Its kind of scary knowing that the narcissistic monster has been reactivated. I'm keeping quiet for the time being.  She hasn't been contacting me and I haven't contacted her. Its hard not to be bothered by the hostility she is harbouring for me though.  Especially when my brother can say and do nothing wrong, cannot be challenged, must be provided with everything he needs.  Intellectually, I know that he is the loser, because he has to give up his personality and fall under her ownership and control. 

She cannot be disagreed with, because to her a disagreement is not just that, it is an attack on her and must be vigorously defended.  Any - yes I mean any - opinion that differs from hers, is an excuse for her to become angry at my stupidity - and defiance - for not seeing things her way.  Ultimately, there is not much point in having opionins around her because its not worth the cost to oneself to have them. Therefore I just spend as little time as possible around her. 

As for her being a psychotherapist, yes, its pretty frightening.  She has a rented consulting room as well as one at home.  Whenever I have been at her house while she has a session there, all I can hear is her voice!

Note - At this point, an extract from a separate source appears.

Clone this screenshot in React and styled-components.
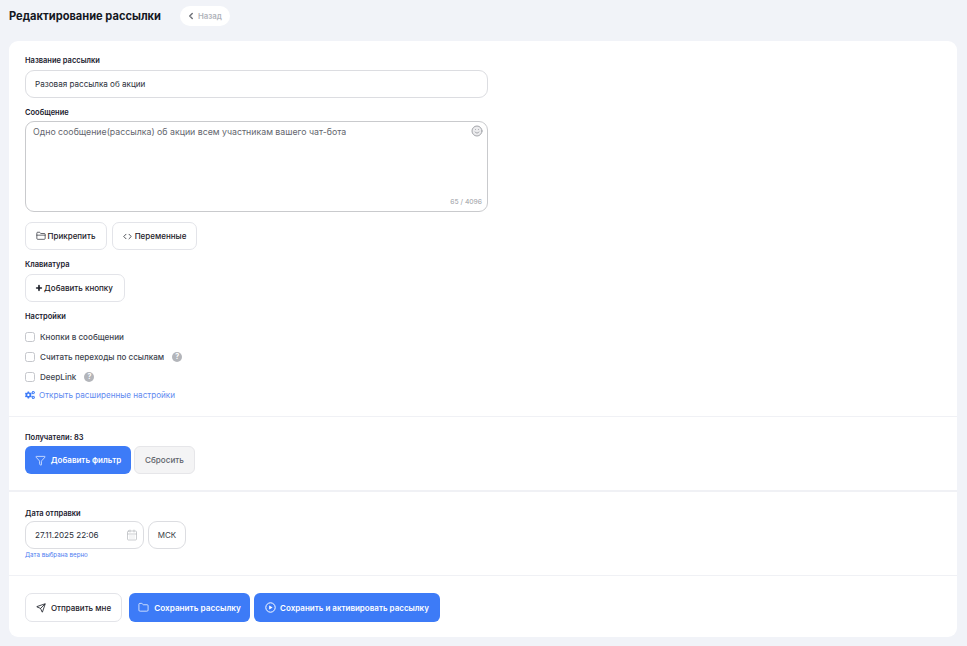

I live over a hundred miles from her, so don't need to have too much contact, thank goodness.  I hate going there because although she has a big house, any spare rooms are full of junk, so there is nowhere for me to sleep and I have to camp out in the living room.  She would never go to the trouble to make sure there was a bedroom for me to sleep in, that would be far too much to ask. (If someone she wants to impress comes to stay however she will go to the expense of having a room redecorated especially.)

Its just best to have little contact so I don't have to bite my tongue the whole time and can have some semblance of equilibrium in my life without her wierd world view and twisted thinking and desire to turn me into an insignificant voiceless insect to content with.